Over the hill, not. Arguably since then Guillem has made her most important contribution to British dance, single-handedly igniting a terrific new wave of choreography, making world names of her adventurous Royal Ballet colleagues Michael Nunn and William Trevitt (the Ballet Boyz) and of the then obscure Russell Maliphant and Akram Khan. She has ensured that Maliphant and Khan will remain indelibly associated with her by commissioning new creations from them for her farewell programme next year.

And then what? There is an even more challenging Guillem waiting in the wings. Five years ago she went vegan. ‘I am stronger as a vegan than I ever was with meat and dairy.’ I am unable to make any judgment about her assertion that as a vegan driving a four-by-four she leaves less environmental footprint than a meat-eater on a bicycle — which she used to be in London. But her argument, characteristically, is one of the extreme liberalism of the very rich. She no longer resides in England and France paying taxes to societies whose activities she thinks are destroying the world, but in Switzerland (with husband and two dogs), sending her support instead to the ecological causes she thinks will save it. All of us can and should make a decision, she says. ‘What I can do I will do.
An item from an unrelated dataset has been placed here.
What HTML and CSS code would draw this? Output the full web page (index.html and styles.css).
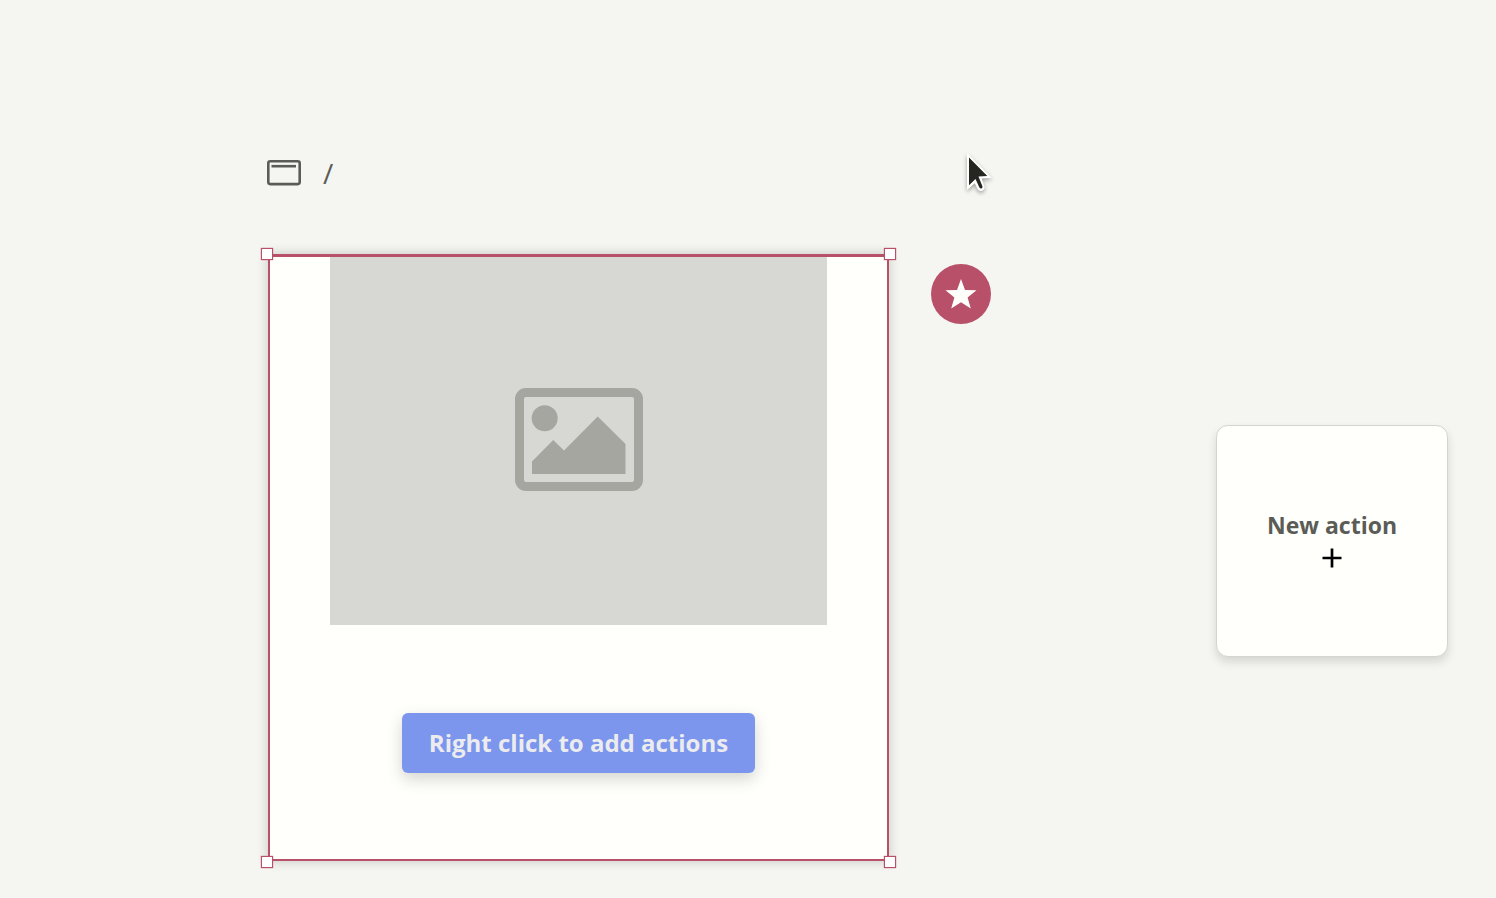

No one person can change the world, but one, and one, and one add up.’

More of this is to come, it seems. But first Guillem longs for some experience of the wider world, of the normality she missed after stepping on to the treadmill of ferocious physical and mental conditioning.

‘I would like to maybe do nothing for a while. I would like to see if I can really see with my eyes, smell the air …you see what I mean? It’s like you run everywhere, you live every day, you think this, that, you read this, that …and actually now I’m going towards something that is unknown. Who knows? Maybe I will become a hermit. Or maybe I will go on a boat for four months. I just want the space to discover what I want to do.’